In Indonesia, every interbank money transfer will incur a service fee of Rp. 6.500,- For a single transaction, it might seem like a small fee but when we need to transfer to many accounts and frequently, people might lose their money unwittingly. Transferring money to other banks sometimes also needs more time and it’s not convenience for some people.

From that problem, Flip wants to create a product so people can transfer money to other banks without paying the service fee. At first, they open a holding account in any bank in which the user can transfer the nominal to the Flip account and then Flip will transfer the money from other holding accounts at the same bank as the user destination. They also will build other features to ease and provide convenient service for users such as multiple transfer features and adding payment by virtual account.

The customer segments are people with a single bank account who need to transfer money frequently to numerous people, and as fast as they can, for example, small-medium business owners or university students. We also targeted them as early adopters because every saved penny will mean a lot for them.

The Unique Value Proposition they can provide is user can transfer money to other bank safely and easily without any additional fee.

Possible revenue streams for Flip are transaction fees and convenience fees. A transaction fee is a fee charged to a user if they transfer money exceeding the maximum nominal or number of transactions. A convenient fee can be charged if users want to prioritize their transactions. The cost structure consists of infrastructure costs to build the product, marketing, and operational cost.

Furthermore, the success of the product can be measured by some key metrics such as the number of active users, transactions per month, and volume of transactions. Active users will show how many people get the value of the product and the usage will measure by the number of transactions monthly and the volume of transactions.

Channels describe how the company communicate and reach customer to know the value of the product. In the beginning, we can use social media ads for new targeted customers as well as referrals from active users.

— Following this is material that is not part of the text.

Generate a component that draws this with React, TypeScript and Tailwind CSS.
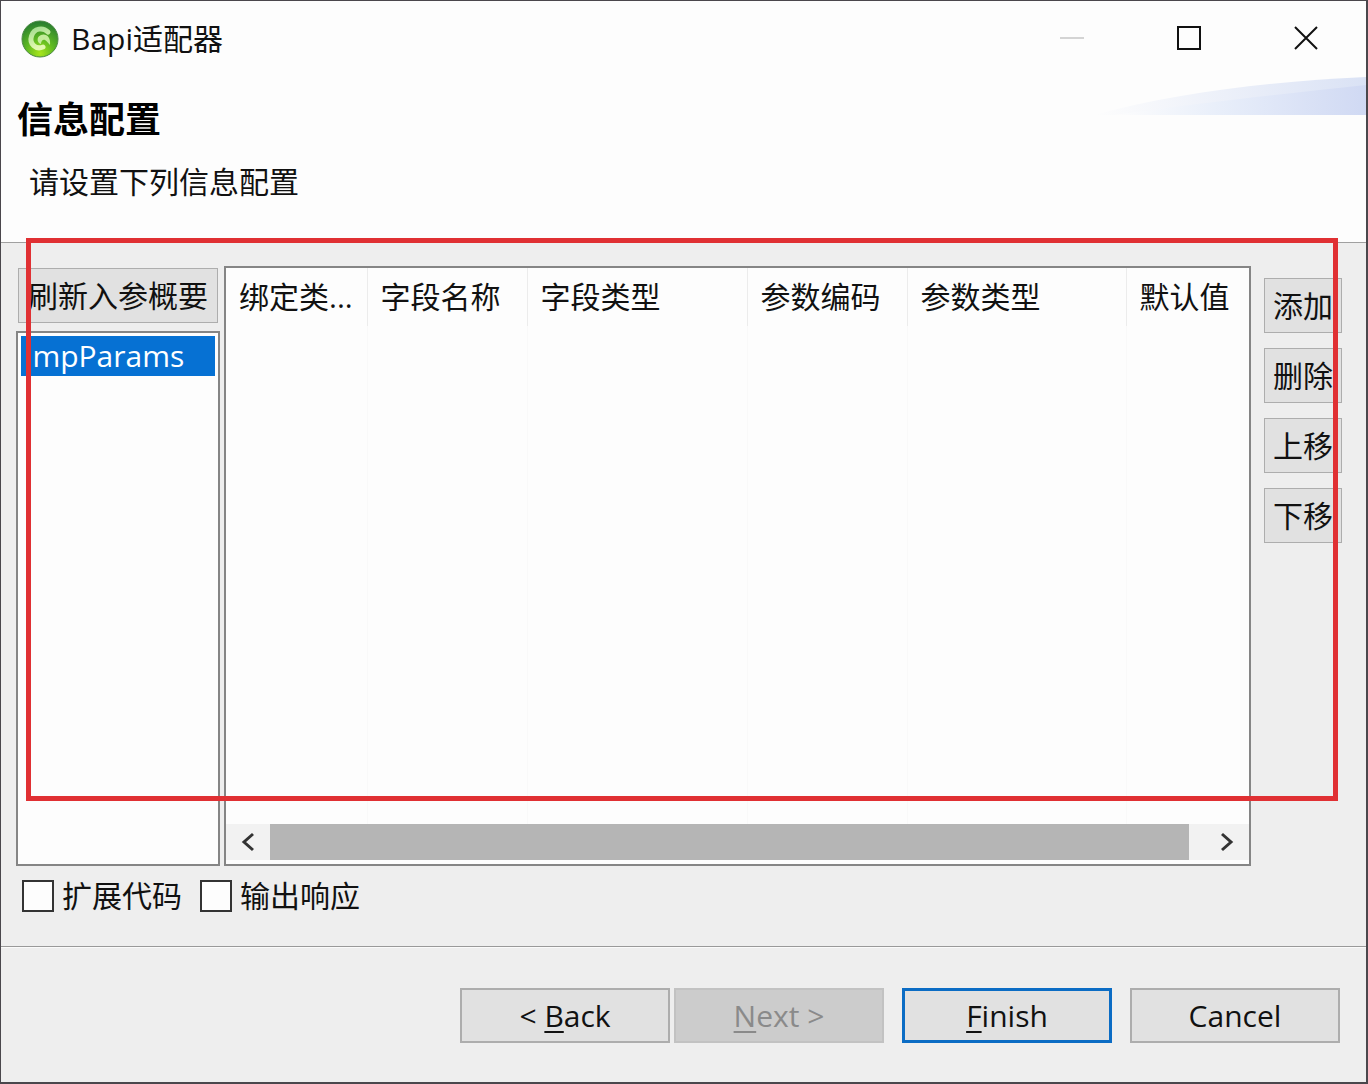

Based on that canvas, the product vision might be to be able to send money to any bank without transfer fees and a far better experience, seamlessly, swiftly, and securely. The product vision was concrete and directly showed value to the user. It also mentions the differentiation from others which is no transfer fee on the interbank transaction.

The strategies that can be applied by the company to achieve the product vision include:

  1. Build an integrated system with many banks to make it easier for users to transfer money.
  2. Create a secure system so customers have trust in using the product.
  3. Improve payment methods to create a seamless and swift experience on money transfers.

The big picture of how the problem, product vision, and product strategy are related to each other can be seen in the North Star Framework. This framework also includes North Star Metrics which can help the company to monitor the execution of product strategy. The analogy of North Star shows the company’s direction and measures product success.

North Star Framework of Flip — Interbank Money Transfer

The North Star Metric of the product is the volume of transactions that result from some aspects such as:

  1. REACH, the reach of the product will be shown by the active users metric. Active users are defined as people who have already used the service at least once. This definition ensures people already get and find the value of the product.
  2. ENGAGEMENT will be measured using the average volume transaction metric. The higher the volume the better, because it is correlated to user experience concerning security and easiness of the service.
  3. FREQUENCY shows how frequent users use the product. The more frequent is better because it will impact product lifetime.

This analysis was part of my assignment on the Product Management Program with RevoU. I am open to discussion about this topic to improve my understanding.